Protest ABQ has already taken Gov. Susana Martinez to task for what the group has characterized as her passive stance when it comes to abortion access in New Mexico. Protestors raised the ire of Martinez’s top aid Jay McCleskey when they showed up in his neighborhood in June. Protest ABQ also made its presence known at Martinez’s second-term inauguration.
“We know that Jay is behind her strategy to hear nothing, see nothing, say nothing [regarding abortion],” says Imbarrato. “This strategy is all about her national aspirations. But what right do you have to have national aspirations when you’ve really put together a false record of meaningful accomplishments?”
He adds that anti-abortion activists “really feel that Gov. Martinez has been a huge failure in every respect as far as that goes.”
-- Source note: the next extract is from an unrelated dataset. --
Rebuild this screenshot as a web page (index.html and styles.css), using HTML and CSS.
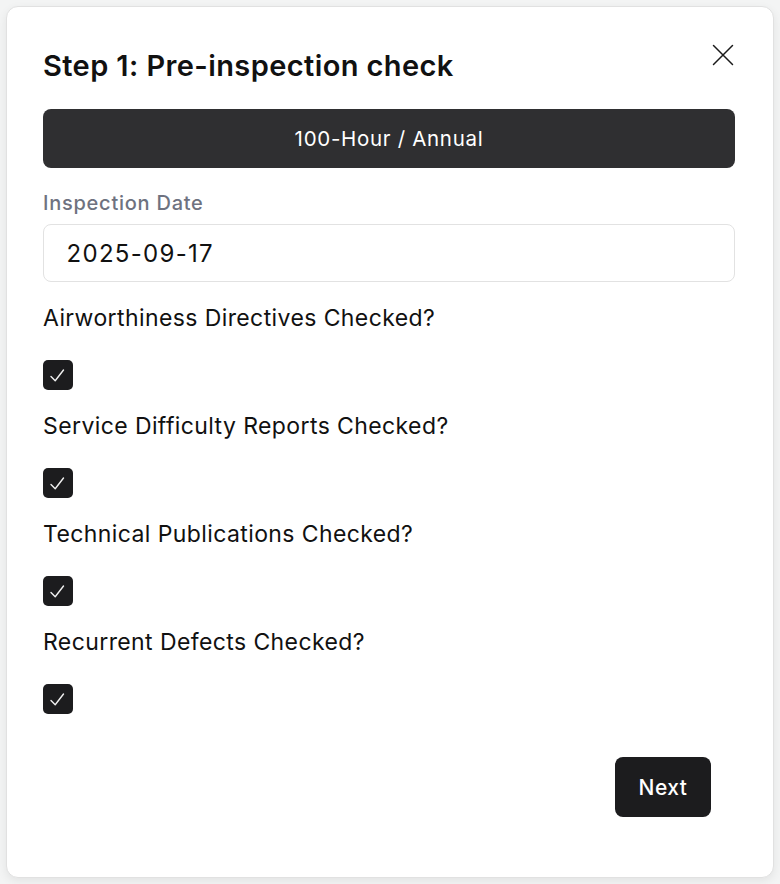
FILE: index.html
```html
<!DOCTYPE html>
<html lang="en">
<head>
<meta charset="utf-8">
<title>Step 1: Pre-inspection check</title>
<link rel="stylesheet" href="styles.css">
</head>
<body>
<div class="modal">
  <div class="header">
    <h1 class="title">Step 1: Pre-inspection check</h1>
    <button class="close" aria-label="Close">
      <svg width="26" height="26" viewBox="0 0 26 26"><path d="M3.5 3.5 L22.5 22.5 M22.5 3.5 L3.5 22.5" stroke="#1a1a1a" stroke-width="1.5" fill="none" stroke-linecap="round"/></svg>
    </button>
  </div>
  <div class="type-bar">100-Hour / Annual</div>
  <label class="field-label">Inspection Date</label>
  <div class="date-input">2025-09-17</div>

  <div class="question">Airworthiness Directives Checked?</div>
  <div class="checkbox"><svg width="30" height="30" viewBox="0 0 30 30"><path d="M8 16.5 L12.2 20.8 L20.5 10" stroke="#f0f0f0" stroke-width="1.4" fill="none" stroke-linecap="round" stroke-linejoin="round"/></svg></div>

  <div class="question">Service Difficulty Reports Checked?</div>
  <div class="checkbox"><svg width="30" height="30" viewBox="0 0 30 30"><path d="M8 16.5 L12.2 20.8 L20.5 10" stroke="#f0f0f0" stroke-width="1.4" fill="none" stroke-linecap="round" stroke-linejoin="round"/></svg></div>

  <div class="question">Technical Publications Checked?</div>
  <div class="checkbox"><svg width="30" height="30" viewBox="0 0 30 30"><path d="M8 16.5 L12.2 20.8 L20.5 10" stroke="#f0f0f0" stroke-width="1.4" fill="none" stroke-linecap="round" stroke-linejoin="round"/></svg></div>

  <div class="question">Recurrent Defects Checked?</div>
  <div class="checkbox"><svg width="30" height="30" viewBox="0 0 30 30"><path d="M8 16.5 L12.2 20.8 L20.5 10" stroke="#f0f0f0" stroke-width="1.4" fill="none" stroke-linecap="round" stroke-linejoin="round"/></svg></div>

  <div class="footer">
    <button class="next">Next</button>
  </div>
</div>
</body>
</html>
```

FILE: styles.css
```css
* { box-sizing: border-box; }
html, body { margin: 0; padding: 0; }
body {
  background: #f3f4f4;
  font-family: Inter, "Noto Sans", "Liberation Sans", sans-serif;
  color: #111;
  width: 780px;
  height: 884px;
  overflow: hidden;
}
.modal {
  margin: 6px;
  width: 768px;
  height: 872px;
  background: #fff;
  border: 1px solid #e1e1e1;
  border-radius: 12px;
  box-shadow: 0 3px 10px rgba(0,0,0,0.07);
  padding: 35px 38px 0 36px;
  display: flex;
  flex-direction: column;
}
.header {
  display: flex;
  justify-content: space-between;
  align-items: flex-start;
}
.title {
  margin: 7px 0 0 0;
  font-size: 29px;
  line-height: 34px;
  font-weight: 600;
  color: #111;
  letter-spacing: 0.4px;
}
.close {
  width: 26px;
  height: 26px;
  padding: 0;
  margin: 0 -1px 0 0;
  border: none;
  background: transparent;
  display: flex;
}
.type-bar {
  margin-top: 26px;
  height: 59px;
  background: #2f2f31;
  border-radius: 8px;
  color: #fff;
  font-size: 20.5px;
  display: flex;
  align-items: center;
  justify-content: center;
  letter-spacing: 0.7px;
}
.field-label {
  display: block;
  margin-top: 23px;
  font-size: 20px;
  line-height: 24px;
  color: #6e7280;
  font-weight: 500;
  letter-spacing: 0.75px;
}
.date-input {
  margin-top: 9px;
  height: 58px;
  border: 1.5px solid #e2e2e2;
  border-radius: 8px;
  padding-left: 22.5px;
  display: flex;
  align-items: center;
  font-size: 24px;
  letter-spacing: 1.3px;
  color: #111;
}
.question {
  margin-top: 22px;
  font-size: 23px;
  line-height: 28px;
  color: #111;
  letter-spacing: 0.4px;
}
.checkbox {
  margin-top: 28px;
  width: 30px;
  height: 30px;
  border-radius: 5px;
  background: #1c1c1e;
  display: flex;
}
.footer {
  margin-top: 43px;
  display: flex;
  justify-content: flex-end;
  padding-right: 24px;
}
.next {
  width: 96px;
  height: 60px;
  border: none;
  border-radius: 8px;
  background: #1c1c1e;
  color: #fff;
  font-family: inherit;
  font-size: 21px;
  font-weight: 500;
  letter-spacing: 0.5px;
  padding: 0;
}
```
Says Shaver, “either you’re pro-life, and you want to protect women and babies, or you’re not. We’re just going to continue to call her out, and we expect her to do the right thing for the women and children of New Mexico.”
Both Imbarrato and Shaver say representatives in New Mexico’s House and Senate who label themselves pro-life can expect the same brand of pushback.
“I just want to make it clear that we want something to be done this session,” says Shaver. “If we’re not happy with the way things are going, then we will apply pressure.”